Much already has been made on the internets about Barack Obama’s appearance today on Fox.
I don’t have much of an opinion as to whether this was a smart or dumb move strategically. But it strikes me that the debate about it is a proxy war of sorts. It both illuminates and distracts from larger issues that are of considerable importance. In particular, I think it exposes the ways he seems reluctant to express the very real, righteous anger at the Bush Administration that one sees expressed here at Daily Kos (and in the liberal blogosphere more generally).
One of Obama’s strengths is his ability to articulate and mirror back to Americans what they are feeling at this particular moment in our history. Presidential candidates always serve this role to a greater or lesser degree. (Think Andrew Jackson or John Kennedy or Ronald Reagan.) But to many – especially young people – he represents a new America. It’s an America many of us are already living in – diverse, high tech, future-oriented, dynamic, globalized, and practical (in a modern sense of that word, not the homespun sense). In this context our politics seemed mired in some crypto-past. It seems more of a morality play than a practical answer to genuine human problems.

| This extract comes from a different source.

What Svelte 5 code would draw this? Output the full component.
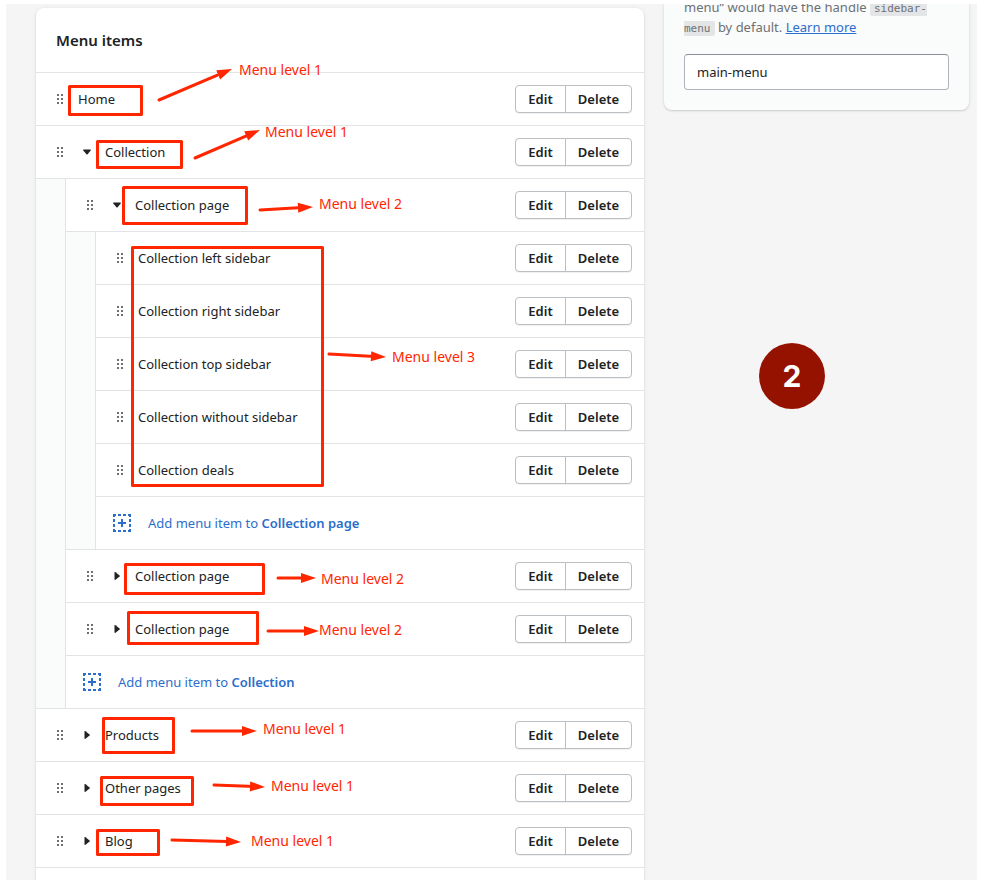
<script lang="ts">
  type Item = { title: string; open?: boolean; children?: Item[] };

  let items = $state<Item[]>([
    { title: 'Home' },
    {
      title: 'Collection',
      open: true,
      children: [
        {
          title: 'Collection page',
          open: true,
          children: [
            { title: 'Collection left sidebar' },
            { title: 'Collection right sidebar' },
            { title: 'Collection top sidebar' },
            { title: 'Collection without sidebar' },
            { title: 'Collection deals' },
          ],
        },
        { title: 'Collection page', children: [] },
        { title: 'Collection page', children: [] },
      ],
    },
    { title: 'Products', children: [] },
    { title: 'Other pages', children: [] },
    { title: 'Blog', children: [] },
  ]);

  let handle = $state('main-menu');

  // Callouts drawn over the page: outlined box, arrow from -> to, caption.
  const notes = [
    { box: [68, 85, 75, 31], from: [159, 100], to: [232, 69], text: 'Menu level 1', at: [239, 75] },
    { box: [96, 140, 87, 29], from: [195, 158], to: [260, 130], text: 'Menu level 1', at: [265, 137] },
    { box: [122, 186, 126, 39], from: [260, 210], to: [313, 207], text: 'Menu level 2', at: [319, 209] },
    { box: [131, 246, 193, 241], from: [329, 354], to: [386, 357], text: 'Menu level 3', at: [392, 362] },
    { box: [124, 563, 141, 32], from: [278, 578], to: [316, 578], text: 'Menu level 2', at: [321, 584] },
    { box: [127, 611, 132, 34], from: [268, 631], to: [319, 631], text: 'Menu level 2', at: [319, 635] },
    { box: [102, 717, 73, 37], from: [192, 731], to: [257, 731], text: 'Menu level 1', at: [263, 734] },
    { box: [100, 776, 94, 30], from: [214, 785], to: [265, 787], text: 'Menu level 1', at: [271, 791] },
    { box: [96, 829, 64, 27], from: [172, 840], to: [241, 842], text: 'Menu level 1', at: [251, 846] },
  ];

  function head([x1, y1]: number[], [x2, y2]: number[]) {
    const len = Math.hypot(x2 - x1, y2 - y1);
    const ux = (x2 - x1) / len;
    const uy = (y2 - y1) / len;
    const bx = x2 - ux * 15;
    const by = y2 - uy * 15;
    return `${x2},${y2} ${bx - uy * 5},${by + ux * 5} ${bx + uy * 5},${by - ux * 5}`;
  }
</script>

{#snippet list(entries: Item[], parent: string)}
  <ul class="list" class:nested={parent !== ''}>
    {#each entries as item}
      <li>
        <div class="row" class:expanded={item.open && item.children?.length}>
          <svg class="grip" width="6" height="10" viewBox="0 0 6 10" aria-hidden="true">
            {#each [0, 4, 8] as y}
              <rect x="0" {y} width="2" height="2" />
              <rect x="4" {y} width="2" height="2" />
            {/each}
          </svg>
          {#if item.children}
            <button
              class="caret"
              aria-label="Toggle {item.title}"
              aria-expanded={!!item.open}
              onclick={() => (item.open = !item.open)}
            >
              <svg width="8" height="8" viewBox="0 0 8 8" aria-hidden="true">
                {#if item.open}
                  <path d="M0.6 1.5h6.8q0.8 0.2 0.3 1L4.6 6.2q-0.6 0.6-1.2 0L0.3 2.5q-0.5-0.8 0.3-1z" />
                {:else}
                  <path d="M1.5 0.6v6.8q0.2 0.8 1 0.3L6.6 4.6q0.6-0.6 0-1.2L2.5 0.3q-0.8-0.5-1 0.3z" />
                {/if}
              </svg>
            </button>
          {/if}
          <span class="title" class:leaf={!item.children}>{item.title}</span>
          <div class="actions">
            <button class="edit">Edit</button>
            <button class="delete">Delete</button>
          </div>
        </div>
        {#if item.open && item.children?.length}
          {@render list(item.children, item.title)}
        {/if}
      </li>
    {/each}
    {#if parent}
      <li>
        <button class="add">
          <svg width="18" height="18" viewBox="0 0 18 18" aria-hidden="true">
            <path
              d="M0 3V0h3v2H2v1zM5 0h3v2H5zM10 0h3v2h-3zM15 0h3v3h-2V2h-1zM0 5h2v3H0zM0 10h2v3H0zM16 5h2v3h-2zM16 10h2v3h-2zM0 15h2v1h1v2H0zM5 16h3v2H5zM10 16h3v2h-3zM15 16h1v-1h2v3h-3zM8 5h2v3h3v2h-3v3H8v-3H5V8h3z"
            />
          </svg>
          <span>Add menu item to <b>{parent}</b></span>
        </button>
      </li>
    {/if}
  </ul>
{/snippet}

<div class="page">
  <div class="canvas">
    <main class="card">
      <h2>Menu items</h2>
      {@render list(items, '')}
    </main>

    <aside class="card side">
      <p>
        menu” would have the handle <code>sidebar-menu</code> by default.
        <a href="#learn">Learn more</a>
      </p>
      <input type="text" aria-label="Handle" bind:value={handle} />
    </aside>
  </div>

  <svg class="notes">
    {#each notes as n}
      <rect
        x={n.box[0] + 1.5}
        y={n.box[1] + 1.5}
        width={n.box[2] - 3}
        height={n.box[3] - 3}
      />
      <line
        x1={n.from[0]}
        y1={n.from[1]}
        x2={n.to[0] - (n.to[0] - n.from[0]) * 0.2}
        y2={n.to[1] - (n.to[1] - n.from[1]) * 0.2}
      />
      <polygon points={head(n.from, n.to)} />
      <text x={n.at[0]} y={n.at[1]}>{n.text}</text>
    {/each}
  </svg>
  <div class="step">2</div>
</div>

<style>
  :global(body) {
    margin: 0;
    background: #fff;
  }
  .page {
    position: relative;
    padding: 4px 6px 7px;
    font-family: 'Noto Sans', 'Open Sans', sans-serif;
    font-size: 13px;
    line-height: 20px;
    color: #202223;
  }
  .canvas {
    display: grid;
    grid-template-columns: minmax(0, 1fr) 305px;
    align-items: start;
    gap: 20px;
    padding: 0 8px 0 30px;
    background: #f5f5f5;
    overflow: hidden;
  }
  .card {
    background: #fff;
    border-radius: 8px;
    box-shadow: 0 0 5px rgba(23, 24, 24, 0.05), 0 1px 2px rgba(0, 0, 0, 0.15);
  }
  main {
    margin-top: 4px;
    padding-bottom: 12px;
  }
  main.card {
    border-radius: 8px 8px 0 0;
  }
  h2 {
    margin: 0;
    padding: 22px 20px;
    font-size: 15px;
    line-height: 20px;
    font-weight: 600;
    border-bottom: 1px solid #e1e3e5;
  }
  .list {
    list-style: none;
    margin: 0;
    padding: 0;
  }
  li {
    border-bottom: 1px solid #e1e3e5;
    background: #fafbfb;
  }
  .nested {
    margin-left: 30px;
    box-shadow: -1px 0 #e1e3e5;
  }
  .nested > li:last-child {
    border-bottom: none;
  }
  .row {
    display: flex;
    align-items: center;
    height: 52px;
    padding: 0 12px 0 21px;
    background: #fff;
  }
  .row.expanded {
    border-bottom: 1px solid #e1e3e5;
  }
  .grip {
    fill: #6d7073;
  }
  button {
    font: inherit;
    color: inherit;
    cursor: pointer;
  }
  .caret {
    display: flex;
    padding: 6px 14px 6px 20px;
    border: none;
    background: none;
    fill: #202223;
  }
  .title.leaf {
    margin-left: 15px;
  }
  .actions {
    display: flex;
    margin-left: auto;
  }
  .actions button {
    height: 28px;
    padding: 0;
    background: #fff;
    border: 1px solid #babfc3;
    font-weight: 600;
    box-shadow: 0 1px 0 rgba(0, 0, 0, 0.05);
  }
  .actions .edit {
    width: 51px;
    border-radius: 4px 0 0 4px;
  }
  .actions .delete {
    width: 67px;
    margin-left: -1px;
    border-radius: 0 4px 4px 0;
  }
  .add {
    display: flex;
    align-items: center;
    gap: 17px;
    width: 100%;
    height: 52px;
    padding: 0 17px;
    border: none;
    background: #fff;
    color: #2c6ecb;
    fill: #2c6ecb;
  }
  .add b {
    font-weight: 600;
  }
  .side {
    margin-top: -7px;
    padding: 0 20px 20px;
    background: #fafbfb;
  }
  .side p {
    margin: 0 0 17px;
    color: #6d7175;
  }
  code {
    padding: 1px 4px;
    border-radius: 2px;
    background: #e4e5e7;
    font-family: 'DejaVu Sans Mono', monospace;
    font-size: 11px;
    line-height: 12px;
  }
  .side a {
    color: #2c6ecb;
  }
  .side input {
    display: block;
    box-sizing: border-box;
    width: 100%;
    height: 36px;
    padding: 0 12px;
    border: 1px solid #aeb4b9;
    border-top-color: #898f94;
    border-radius: 4px;
    background: #fff;
    font: inherit;
    color: inherit;
  }
  .notes {
    position: absolute;
    inset: 0;
    width: 100%;
    height: 100%;
    font-size: 14px;
    pointer-events: none;
  }
  .notes rect {
    fill: none;
    stroke: #ff2600;
    stroke-width: 3;
    stroke-linejoin: round;
  }
  .notes line {
    stroke: #ff2600;
    stroke-width: 3;
    stroke-linecap: round;
  }
  .notes polygon,
  .notes text {
    fill: #ff2600;
  }
  .step {
    position: absolute;
    left: 759px;
    top: 343px;
    width: 66px;
    height: 66px;
    border-radius: 50%;
    background: #951200;
    color: #fff;
    font-family: Inter, sans-serif;
    font-size: 30px;
    font-weight: 700;
    line-height: 66px;
    text-align: center;
  }
</style>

While this mood is embodied most directly by upper middle class latte-sipping urbanites, the truth is, it extends more deeply into America than many – especially our press -- realize. I mean this literally – I’ve sipped espresso drinks in Laramie, WY and eaten arugula in Cleveland, MS. But it’s true figuratively as well, embodied in the form of rancher environmentalists in Montana and high tech farmers in Nebraska. It dominates the spirit of certain geographic spaces like the Research Triangle in NC, the increasingly diverse northern suburbs of VA, even the rolling exurbs of Tucson, AZ and Post Falls, ID.
Obama is so good at feeling our moment that he feels and is able to explain our anger and our resentments with a refreshing honesty and accuracy. Nowhere was this as plain as in his speech on race. He was able to take the caricatured media orgy about Reverend Wright and explain to us the very real resentments that many Americans both black and white actually feel towards each other. This also, I think, was the motive behind the “bitter” remark. He articulated a very real resentment that some Americans feel about the decline of many of our rural spaces. At these moments Obama is signaling that he understands us not just as tribal beings, not just as paradigms or characters in a morality play, but as real psychological beings with complex, messy and sometimes destructive feelings.
Strategically whether this was a good move or not is another matter. Some truths are painful to hear. Some Americans not want to or be ready to hear truth laid this bare. But uncovering these truths – the partially hidden and often misdirected anger and resentments that we have towards each other -- seems like one of Obama’s gifts. Whether our politics can handle it is another matter.
Perhaps that is what motivated him to appear on Fox today. Perhaps he wants to try to begin a dialogue, even with Fox viewers, to show them that, on some deep level, he knows them too. But that’s not what I want to address.
I think the reason many in the so-called liberal blogosphere – myself included – were instinctually so angry at his appearance on Fox today was a feeling that he has come to know everyone’s anger except ours. (I say this as a full-on Obama supporter. He has my vote. Period.) Many of us don’t just disagree with Bush administration policies, we feel like our country has been taken from us. Without repeating the full litany – the war, torture, habeas corpus, the Fourth Amendment, America’s standing in the world – these are not minor differences of opinion. And my anger extends to the press – from its war cheerleading to flag lapel pins to its ongoing depiction of Obama himself as elitist and effete and radical and brown and scary. If he gets Americans and our moment in history in so many other ways, why can’t he see my anger? And why won’t he validate it?
I am ultimately of the view – that Digby expresses frequently – that the broader forces at play will make it hard for Obama to lose this election. In that sense, I’m not sure many of the strategic fine points matter so much. But whether this election is merely a win or a landslide for Obama (and just as importantly for our House and Senate majorities) may go a long way towards determining whether, in retrospect, the Bush presidency is seen as a precedent for the future or whether it is seen (like Nixon’s or Hoover’s) as fully repudiated. An electoral repudiation could serve many of the same purposes as an impeachment would have: it is a way of saying what happened here was wrong.
Just as critically, the language Obama uses now will determine how much space he has politically once he is elected. If he doesn’t embrace some of our progressive anger, the capital he has to remedy some of Bush’s worst policies will be limited.
I would close by saying this. I think giving voice to progressive anger would actually be a political winner for Obama. I think a lot of Americans are ashamed that we torture. A lot of Americans feel ashamed that we hold prisoners without trial. A lot of Americans feel violated that our government listens to our phone calls and reads our emails without a warrant. And as the popular response to that ridiculous debate in Philly shows, Americans are sick of the vapidity of our press. Really sick of it. We want our country back. Couched in the right ways, Obama could express a righteous anger that I believe is every bit as present on the Great Plains and in the Rockies as it is here in my Manhattan living room.